PROVIDED DATA:
# # # #
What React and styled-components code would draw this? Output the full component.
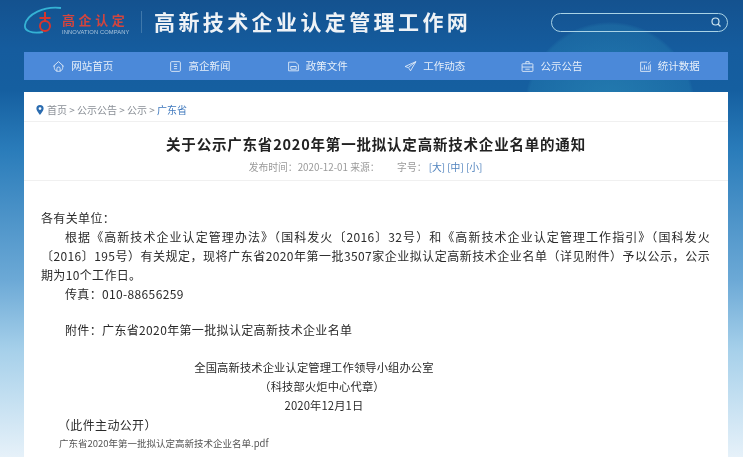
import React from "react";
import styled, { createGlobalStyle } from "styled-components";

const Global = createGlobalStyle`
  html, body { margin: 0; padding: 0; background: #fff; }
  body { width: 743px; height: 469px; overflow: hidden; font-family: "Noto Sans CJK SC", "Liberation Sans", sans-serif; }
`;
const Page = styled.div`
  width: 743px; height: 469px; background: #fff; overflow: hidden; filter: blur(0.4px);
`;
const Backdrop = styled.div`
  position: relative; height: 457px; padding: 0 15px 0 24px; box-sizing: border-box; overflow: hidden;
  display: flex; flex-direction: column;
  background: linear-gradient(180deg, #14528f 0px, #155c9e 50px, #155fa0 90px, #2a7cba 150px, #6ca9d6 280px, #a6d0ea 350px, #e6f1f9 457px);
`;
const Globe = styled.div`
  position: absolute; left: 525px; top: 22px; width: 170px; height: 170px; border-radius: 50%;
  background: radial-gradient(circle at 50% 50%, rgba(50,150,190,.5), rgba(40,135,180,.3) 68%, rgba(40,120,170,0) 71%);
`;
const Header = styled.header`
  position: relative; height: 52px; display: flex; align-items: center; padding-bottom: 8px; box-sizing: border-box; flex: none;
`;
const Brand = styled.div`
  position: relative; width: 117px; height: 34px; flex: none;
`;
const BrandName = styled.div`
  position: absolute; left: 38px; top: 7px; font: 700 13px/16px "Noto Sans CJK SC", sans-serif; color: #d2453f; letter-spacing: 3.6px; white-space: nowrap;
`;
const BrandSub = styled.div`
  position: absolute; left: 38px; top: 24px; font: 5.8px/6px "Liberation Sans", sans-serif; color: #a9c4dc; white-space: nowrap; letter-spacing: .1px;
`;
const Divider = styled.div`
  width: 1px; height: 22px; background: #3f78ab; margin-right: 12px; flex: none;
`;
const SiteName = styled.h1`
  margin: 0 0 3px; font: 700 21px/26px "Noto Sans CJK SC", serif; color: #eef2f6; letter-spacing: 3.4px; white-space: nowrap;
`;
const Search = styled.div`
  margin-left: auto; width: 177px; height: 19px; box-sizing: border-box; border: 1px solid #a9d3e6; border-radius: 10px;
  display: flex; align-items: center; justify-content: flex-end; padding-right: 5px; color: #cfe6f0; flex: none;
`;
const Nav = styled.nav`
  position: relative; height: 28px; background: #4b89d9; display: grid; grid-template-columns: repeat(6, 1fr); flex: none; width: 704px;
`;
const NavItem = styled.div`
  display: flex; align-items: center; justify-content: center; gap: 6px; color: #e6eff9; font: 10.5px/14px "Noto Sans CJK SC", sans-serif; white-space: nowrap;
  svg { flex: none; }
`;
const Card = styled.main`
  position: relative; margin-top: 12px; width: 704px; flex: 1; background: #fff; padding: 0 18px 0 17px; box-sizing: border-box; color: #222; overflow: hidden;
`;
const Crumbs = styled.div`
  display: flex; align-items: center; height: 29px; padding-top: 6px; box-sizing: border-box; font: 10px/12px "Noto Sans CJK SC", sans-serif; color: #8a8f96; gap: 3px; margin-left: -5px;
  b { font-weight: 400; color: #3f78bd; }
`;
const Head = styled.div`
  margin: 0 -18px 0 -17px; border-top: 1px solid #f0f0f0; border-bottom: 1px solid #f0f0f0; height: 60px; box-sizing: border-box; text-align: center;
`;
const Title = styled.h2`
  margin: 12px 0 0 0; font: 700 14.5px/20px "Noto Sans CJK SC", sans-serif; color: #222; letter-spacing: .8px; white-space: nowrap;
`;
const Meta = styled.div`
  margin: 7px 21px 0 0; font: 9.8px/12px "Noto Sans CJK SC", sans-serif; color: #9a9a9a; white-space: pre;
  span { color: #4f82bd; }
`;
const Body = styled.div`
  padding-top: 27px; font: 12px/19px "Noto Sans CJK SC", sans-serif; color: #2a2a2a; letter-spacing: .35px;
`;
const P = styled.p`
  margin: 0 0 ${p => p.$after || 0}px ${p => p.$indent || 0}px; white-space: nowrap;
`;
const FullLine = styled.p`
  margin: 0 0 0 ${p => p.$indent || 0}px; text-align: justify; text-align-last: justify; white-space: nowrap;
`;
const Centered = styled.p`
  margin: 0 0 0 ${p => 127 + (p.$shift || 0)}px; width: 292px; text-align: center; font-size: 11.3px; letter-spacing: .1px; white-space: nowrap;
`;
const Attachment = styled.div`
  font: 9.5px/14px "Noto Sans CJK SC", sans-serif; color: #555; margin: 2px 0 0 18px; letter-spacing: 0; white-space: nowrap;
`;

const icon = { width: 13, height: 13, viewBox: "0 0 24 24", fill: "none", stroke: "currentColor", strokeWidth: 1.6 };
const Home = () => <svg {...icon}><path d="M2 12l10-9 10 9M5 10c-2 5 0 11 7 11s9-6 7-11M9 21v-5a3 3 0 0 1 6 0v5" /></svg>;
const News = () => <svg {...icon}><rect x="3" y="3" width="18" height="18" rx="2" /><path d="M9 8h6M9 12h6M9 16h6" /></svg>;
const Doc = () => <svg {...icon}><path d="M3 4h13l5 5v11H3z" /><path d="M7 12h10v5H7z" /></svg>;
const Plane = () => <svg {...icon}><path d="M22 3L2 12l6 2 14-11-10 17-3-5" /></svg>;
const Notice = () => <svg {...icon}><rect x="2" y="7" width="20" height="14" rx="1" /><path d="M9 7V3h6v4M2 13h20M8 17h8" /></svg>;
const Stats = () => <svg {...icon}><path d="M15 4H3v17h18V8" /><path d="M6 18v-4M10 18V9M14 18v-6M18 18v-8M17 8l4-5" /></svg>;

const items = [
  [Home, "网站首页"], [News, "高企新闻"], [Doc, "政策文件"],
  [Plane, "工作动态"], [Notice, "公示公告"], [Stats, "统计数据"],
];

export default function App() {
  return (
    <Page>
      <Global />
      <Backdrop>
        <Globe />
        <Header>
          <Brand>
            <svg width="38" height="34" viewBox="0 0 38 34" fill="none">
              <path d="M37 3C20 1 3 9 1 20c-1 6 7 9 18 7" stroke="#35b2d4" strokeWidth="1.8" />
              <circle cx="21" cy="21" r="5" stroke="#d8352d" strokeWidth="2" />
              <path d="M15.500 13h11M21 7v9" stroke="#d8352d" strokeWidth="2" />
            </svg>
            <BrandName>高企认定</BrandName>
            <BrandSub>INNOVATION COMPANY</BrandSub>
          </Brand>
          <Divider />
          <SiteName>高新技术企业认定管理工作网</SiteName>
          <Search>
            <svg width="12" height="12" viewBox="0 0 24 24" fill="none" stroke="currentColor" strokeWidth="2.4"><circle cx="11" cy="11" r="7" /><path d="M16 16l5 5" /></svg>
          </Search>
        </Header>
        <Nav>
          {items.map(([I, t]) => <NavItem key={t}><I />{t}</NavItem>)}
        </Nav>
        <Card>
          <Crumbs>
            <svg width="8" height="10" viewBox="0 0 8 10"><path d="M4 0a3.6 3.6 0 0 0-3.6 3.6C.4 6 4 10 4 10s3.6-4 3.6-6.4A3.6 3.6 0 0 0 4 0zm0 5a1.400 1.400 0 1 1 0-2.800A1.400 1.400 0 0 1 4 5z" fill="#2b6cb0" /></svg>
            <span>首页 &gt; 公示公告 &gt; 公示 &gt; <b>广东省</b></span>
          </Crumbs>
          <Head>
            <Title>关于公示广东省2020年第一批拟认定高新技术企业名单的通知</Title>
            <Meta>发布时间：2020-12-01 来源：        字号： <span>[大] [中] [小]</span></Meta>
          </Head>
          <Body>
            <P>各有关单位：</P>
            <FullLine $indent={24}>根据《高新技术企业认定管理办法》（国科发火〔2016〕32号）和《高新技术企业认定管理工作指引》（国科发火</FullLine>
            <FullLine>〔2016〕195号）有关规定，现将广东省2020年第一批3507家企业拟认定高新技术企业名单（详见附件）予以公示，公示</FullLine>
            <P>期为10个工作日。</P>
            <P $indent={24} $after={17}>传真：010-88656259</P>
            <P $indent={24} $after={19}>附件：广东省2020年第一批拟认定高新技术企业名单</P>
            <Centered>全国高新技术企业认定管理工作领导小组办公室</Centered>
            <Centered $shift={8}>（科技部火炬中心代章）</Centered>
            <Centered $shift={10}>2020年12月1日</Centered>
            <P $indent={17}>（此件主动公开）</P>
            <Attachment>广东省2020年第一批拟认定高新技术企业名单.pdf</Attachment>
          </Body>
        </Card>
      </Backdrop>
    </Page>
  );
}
# # # #
REQUIREMENTS:
Scan the material above for the string "components" and return the lines that hold it.

RESULT FOR THIS EXERCISE:
What React and styled-components code would draw this? Output the full component.
import styled, { createGlobalStyle } from "styled-components";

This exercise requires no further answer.